A 12-Step Recovery Program to Break from the Pack—Step 4: Believe That Customers Are More Important Than Investors and Employees
This article is excerpted from Break From the Pack: How to Compete in a Copycat Economy and is the fourth in a twelve-part series.
As a leader, you'd be foolish to ignore the needs of your employees and the concerns of your shareholders, but as you seek the break-from-the-pack competitive advantage, you must be able to convey to people that the prime purpose of their jobs and investments is to help make today's customers, and tomorrow's customers, very, very happy. A March 13, 2006 BusinessWeek story on new Boeing CEO Jim McNerny describes how he asked a technology executive to explain the benefits of the composite technology used in the new 787 aircraft.
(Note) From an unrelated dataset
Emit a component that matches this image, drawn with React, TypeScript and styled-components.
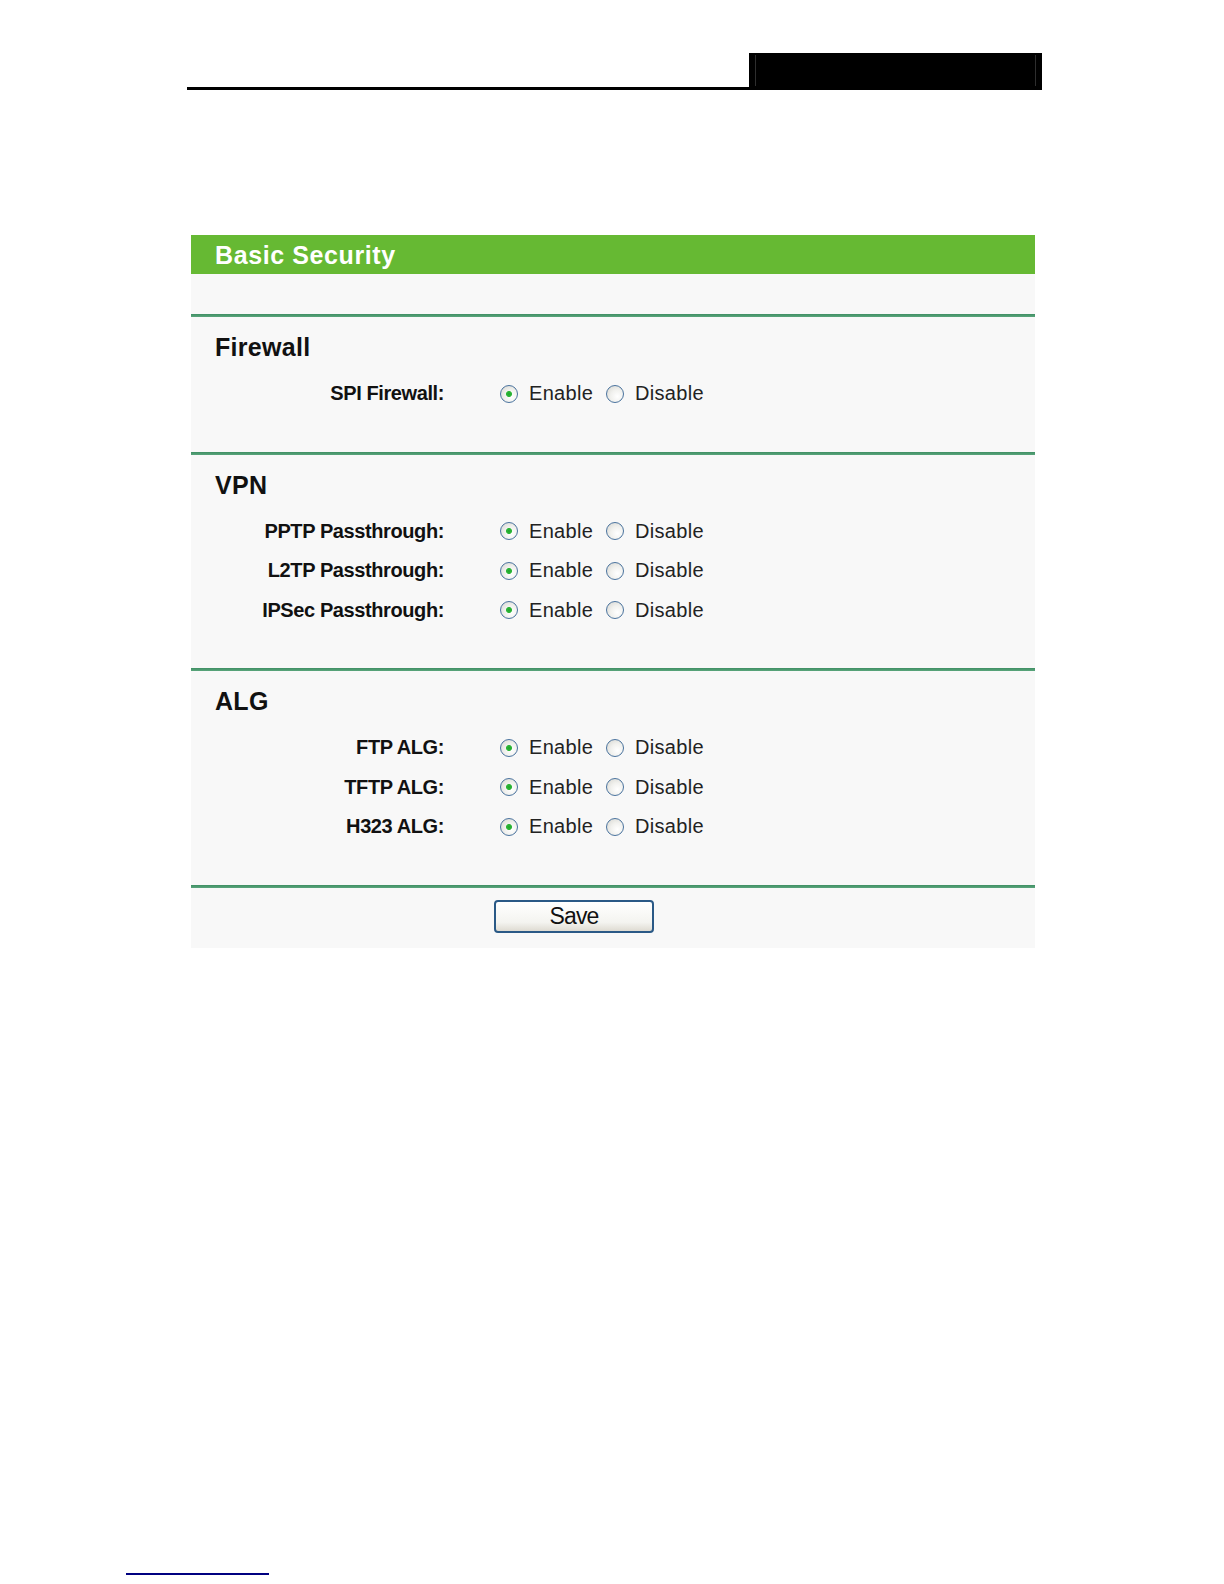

When the executive began to describe the numerous technical advantages of the material, McNerny stopped him. What he wanted to know was the benefit of the technology to the customers—the airlines and their customers, the passengers. That is an excellent example of a leader who has the priorities right.
Peter Drucker always said that the only reason for a company's existence is to create and serve customers. Many businesspeople, including employees and investors, seem startled by this notion. However, no matter how much resistance you receive, you must lead with the premise that all else follows from your success with the people for whom your company exists.
Customers More Than Investors
Investors are quite properly very attentive to metrics such as a company's market capitalization and stock value. Sensibly, the company's leaders should be, too. But smart investors—and good leaders—increasingly recognize that financial and stock metrics are scorecard consequences strongly influenced by the perceptions and reactions of customers. When customers react to a company and its offerings with enthusiasm and excitement, investors follow. When customers leave in droves, investors are also sure to follow. Businesspeople who pander to distant investors and nearby owners, while putting customers second, lower their probability of truly mobilizing their companies to break from the pack.
When corporate leaders view escalating shareholder value not as the consequence of a customer-alluring strategy, but as the raison d'être of the business itself, double trouble begins. Managers become obsessed with short-term financials and "meeting their numbers" any way they can—customers be damned. Most of the innovation and entrepreneurship goes into "creative accounting," earnings gaming, and financial sleight-of-hand, not toward products, services, and experiences that delight customers. And, of course, the heroes inside the company become those people who count things rather than those who make and sell things. Unless you're shorting or spinning stocks, is this the kind of company you'd want to invest in?
Ron Baron, whose Baron Partners Fund was the best-performing diversified stock fund of 2004, says, "You can cut all kinds of corners to make your company look good in the near term. But your people are going to leave, and customers are going to find alternatives." That, in turn, will lead to lower returns, which means that, paradoxically, the more that leaders focus on investors as opposed to customers, the more likely the returns to investors will suffer.
Customers More Than Employees
Organizations are not built for employees and managers. They're built for customers who are willing to pay for goods and services. As I noted earlier, one of the best predictors of organizational decline is a bloated payroll of "happy" employees and managers who are content with the status quo and mediocre performance.
Should a company prize its employees? Absolutely. Hal Rosenbluth built the great Rosenbluth International (a $3-billion global travel agency that was bought by American Express in late 2003), and Howard Schultz created the great Starbucks empire, both using the catchy credo that "the customer comes second," and employees first. What they meant, quite correctly, is that companies need to concentrate on making sure that their employees have the best possible skills, technologies, power, compensation, and morale. Why? Because that's the best way to serve customers! As it turns out, some of the most innovative customer-pleasing interventions at Starbucks—like the CD-mixing and the Frappuccinos—were developed by store personnel in the field, not by staffers at corporate headquarters. Furthermore, the front-line people are essential to making the Starbucks' "refuge" vision a genuine experience and a coherent, reliable brand for customers. In other words, the corporate value of the people is ultimately about the value they provide for customers.
Very simply, what this all means is: Run your business with the premise that the most important people are paying customers. Period.